NOTES FROM AN ILL-SEASONED TRAVELER
or
THOMAS WOLFE WAS RIGHT
by
Cynthia MacGregor
It's true. You can't go home again. Every summer, for years, when New York's weather became tolerable for a dyed-in-the-wool Floridian like me, I would make my annual pilgrimage back to New York. I refuse to call it The Rotten Apple. But I no longer call it home.
It's the little things that clue me in to the fact that I've not only put down roots—strong roots—in Florida, but I've also had my New York roots…uprooted. It's not the big things, like the time when Kathleen said, “Let's meet someplace near my office—how about the entrance to Lord & Taylor,” and I had to say, “Remind me: Where is Lord & Taylor?” No, it's driving up Amsterdam Avenue, hitting the granddaddy of all potholes, and realizing that I no longer know where all the major ones are and when to change lanes to avoid them. As has been said before, it's the little things that count. Though I'm not sure “little things” is applicable to the pothole I encountered on Columbus Circle.
Of course, my being made to feel like a tourist is not entirely the fault of receding memories. They did move the old Chinese restaurant around the corner from where it used to be on Columbus Avenue. How dare they? And speaking of restaurants, I didn't call ahead the night I was to take an editor to dinner at at Los Panchos, because I clearly remembered that they had never taken reservations. So we simply showed up…only to find that since I’d last been there, on a previous trip, they'd closed.
Cafe La Fortuna was still there. So was George, a former neighbor, seated right at the door. I didn't recognize him at first. He's gotten older. Much older. And it's safe to assume he's not the only one. If he looks that much older to me, how must I look to him?! Maybe I shouldn't have revisited my old haunts. Next time I get a yen for cannoli, I’ll get it at my local supermarket.
The former site of a corner bank is now a Gap. When did that happen? High finance replaced with jeans—does this say something about the state of the New York economy, or just about New York priorities?
Obviously crime is still a problem in New York. Two notes I saw in car windows gave me a sad laugh. The first note read: NO RADIO - NO TAPE RECORDER - DON'T BOTHER, and the second read: TOO LATE. RADIO ALREADY STOLEN.
I bought my Florida Lottery tickets in advance before going north, and then I bought New York State Lottery tickets while up there, enabling me to be unlucky in two states simultaneously.

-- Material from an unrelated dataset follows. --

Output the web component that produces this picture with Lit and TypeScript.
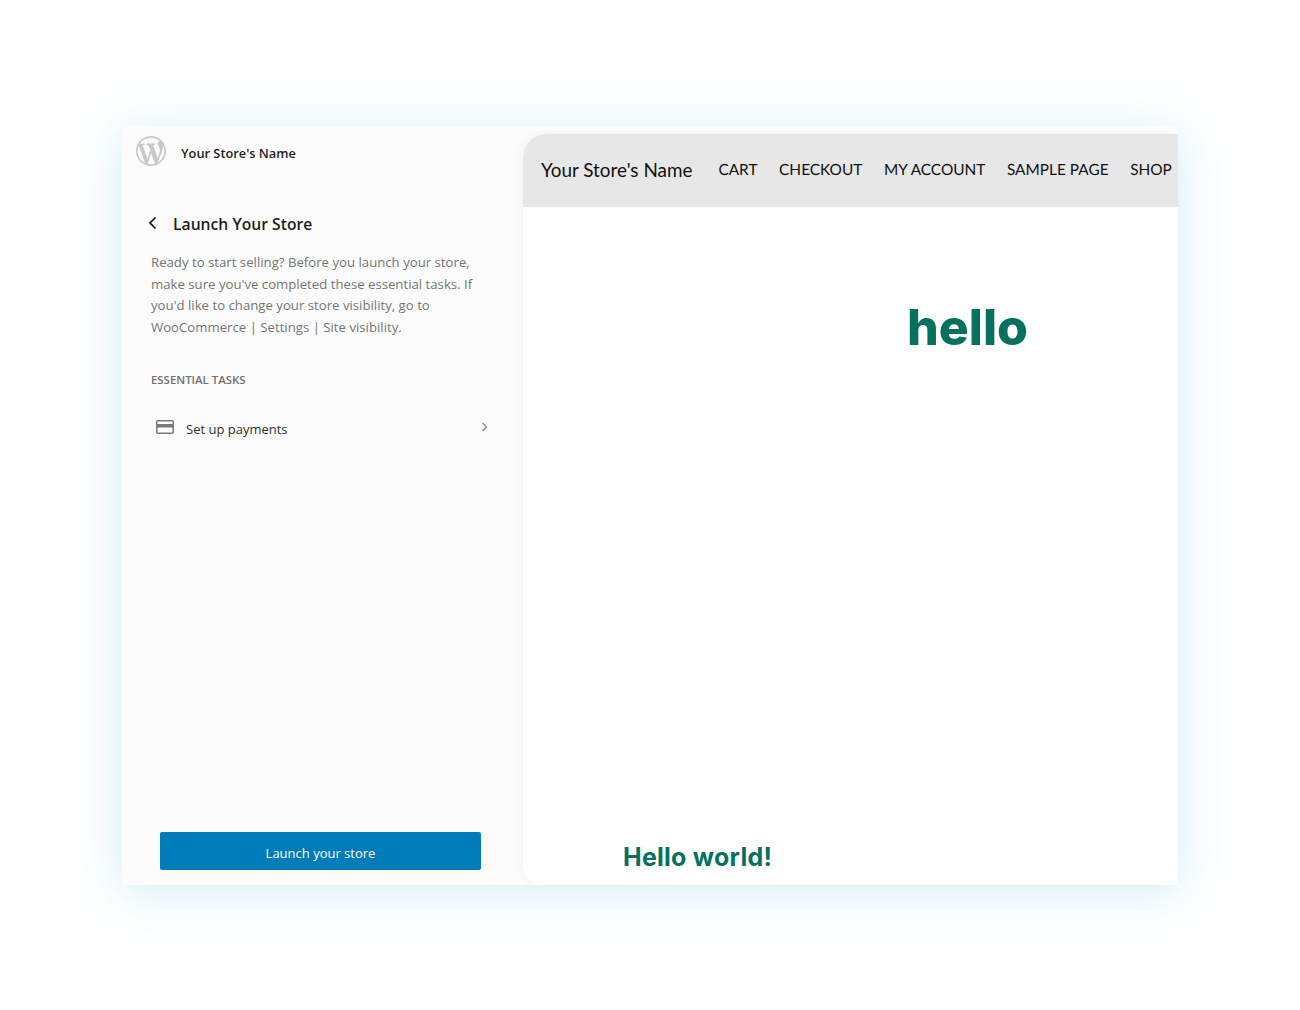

Every afternoon in the hotel I opened a fresh tiny bar of soap, and every morning the hotel maid disposed of it and replaced it with several fresh, sanitarily wrapped new soaplets. The first night I removed the opened bar of soap from the soapdish by the sink and took it into the tub with me. No sense in wasting soap any worse than the hotel already was doing. But then I got to thinking: Finding only one unwrapped bar of soap, the one in the soapdish by the sink, and none in the tub, would the maid conclude I hadn't taken a bath? In fear of being thought lacking in personal hygeine, I quickly unwrapped another bar of soap.
The hotel where I stayed every year for about 10 years is very comfortable, conveniently located, neat and clean, and as reasonably priced as you're likely to find in New York. But despite all that, it still isn't home. And, more to the point, neither is New York City anymore.
I'm the emotional type, I admit it, and I used to cry a few tears when the plane got within sight of LaGuardia and the New York City skyline. But last trip, I shed my tears on arrival on the return flight. Ahh—Palm Beach International Airport. I'm home!